EU science chief resigns with blast at coronavirus response

From WWW.FT.COM

The president of the European Research Council - the EU's top scientist - has resigned after failing to persuade Brussels to set up a large-scale scientific programme to fight Covid-19.

Professor Mauro Ferrari, who started a four-year term as leader of Europe's flagship scientific institution on January 1, submitted his resignation to EU commission president Ursula von der Leyen on Tuesday afternoon.

"I have been extremely disappointed by the European response to Covid-19," he said in a statement to the Financial Times. "I arrived at the ERC a fervent supporter of the EU [but] the Covid-19 crisis completely changed my views, though the ideals of international collaboration I continue to support with enthusiasm."

The ERC, set up in 2007 to fund Europe's best scientists, has become one of the world's most prestigious funding agencies with a budget of around €2bn a year.

Prof Ferrari, an Italian-American pioneer of nanomedicine, said his rift with the European Commission started in early March "as it became evident that the pandemic would be a tragedy of possibly unprecedented proportions".

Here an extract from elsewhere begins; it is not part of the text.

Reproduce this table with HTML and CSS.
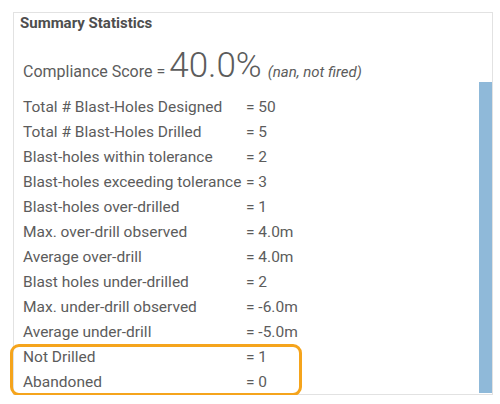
FILE: index.html
```html
<!DOCTYPE html>
<html lang="en">
<head>
    <meta charset="UTF-8">
    <title>Summary Statistics</title>
    <link rel="stylesheet" href="styles.css">
</head>
<body>
    <div class="panel">
        <div class="panel-body">
            <h3 class="panel-title">Summary Statistics</h3>
            <div class="score">
                <span class="score-label">Compliance Score =</span>
                <span class="score-value">40.0%</span>
                <span class="score-note">(nan, not fired)</span>
            </div>
            <div class="stats">
                <div class="stat-row"><span class="stat-label">Total # Blast-Holes Designed</span><span class="stat-value">= 50</span></div>
                <div class="stat-row"><span class="stat-label">Total # Blast-Holes Drilled</span><span class="stat-value">= 5</span></div>
                <div class="stat-row"><span class="stat-label">Blast-holes within tolerance</span><span class="stat-value">= 2</span></div>
                <div class="stat-row"><span class="stat-label">Blast-holes exceeding tolerance</span><span class="stat-value">= 3</span></div>
                <div class="stat-row"><span class="stat-label">Blast-holes over-drilled</span><span class="stat-value">= 1</span></div>
                <div class="stat-row"><span class="stat-label">Max. over-drill observed</span><span class="stat-value">= 4.0m</span></div>
                <div class="stat-row"><span class="stat-label">Average over-drill</span><span class="stat-value">= 4.0m</span></div>
                <div class="stat-row"><span class="stat-label">Blast holes under-drilled</span><span class="stat-value">= 2</span></div>
                <div class="stat-row"><span class="stat-label">Max. under-drill observed</span><span class="stat-value">= -6.0m</span></div>
                <div class="stat-row"><span class="stat-label">Average under-drill</span><span class="stat-value">= -5.0m</span></div>
                <div class="highlight">
                    <div class="stat-row"><span class="stat-label">Not Drilled</span><span class="stat-value">= 1</span></div>
                    <div class="stat-row"><span class="stat-label">Abandoned</span><span class="stat-value">= 0</span></div>
                </div>
            </div>
        </div>
        <div class="scroll-bar"></div>
    </div>
</body>
</html>
```

FILE: styles.css
```css
body {
    margin: 0;
    background: #ffffff;
    font-family: Roboto, "Liberation Sans", Arial, sans-serif;
    color: #5c5c5c;
}
.panel {
    display: flex;
    margin: 12px 0 0 13px;
    width: 480px;
    height: 383px;
    box-sizing: border-box;
    border: 1px solid #e2e2e2;
}
.panel-body {
    flex: 1;
    padding-left: 6px;
}
.panel-title {
    margin: 0;
    padding-top: 2px;
    font-size: 15px;
    line-height: 17px;
    font-weight: bold;
    color: #4e4e4e;
}
.score {
    display: flex;
    align-items: baseline;
    margin-top: 16px;
    padding-left: 3px;
    height: 47px;
}
.score-label {
    font-size: 16px;
}
.score-value {
    font-size: 35px;
    font-weight: 300;
    line-height: 1;
    margin-left: 4px;
}
.score-note {
    font-size: 15px;
    font-style: italic;
    margin-left: 6px;
}
.stats {
    padding-left: 3px;
}
.stat-row {
    display: flex;
    font-size: 15.5px;
    line-height: 25px;
}
.stat-label {
    width: 223px;
}
.highlight {
    margin-left: -12px;
    padding-left: 12px;
    width: 278px;
    border-radius: 8px;
    outline: 3px solid #f5a41c;
    outline-offset: -2px;
}
.scroll-bar {
    width: 13px;
    margin-top: 69px;
    margin-bottom: 1px;
    background: #8fb9d9;
}
```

He said he proposed then to set up a special ERC programme to combat Covid-19. "I thought that at a time like this, the very best scientists in the world should be provided with resources and opportunities to fight the pandemic, with new drugs, new vaccines, new diagnostic tools, new behavioural dynamic approaches based on science, to replace the oft-improvised intuitions of political leaders," he said.

But the ERC Scientific Council, its governing body, unanimously rejected the idea, he said, on the grounds that its remit allows it only to fund "bottom-up" research proposed by scientists, rather than larger "top-down" programmes with objectives set by EU leaders.

“I argued that this was not the time for scientific governance to worry excessively about the subtleties of the distinctions between bottom-up versus top-down research,” said Prof Ferrari, who spent much of his career as a prominent cancer researcher in the US.

He said he got a second chance when Ms von der Leyen asked him for his views on addressing the pandemic. He then developed a plan “to which she contributed substantial directives”.

“The very fact that I worked directly with her created an internal political thunderstorm,” he said. “The proposal was passed on to different layers of European Commission administration, where I believe it disintegrated upon impact.”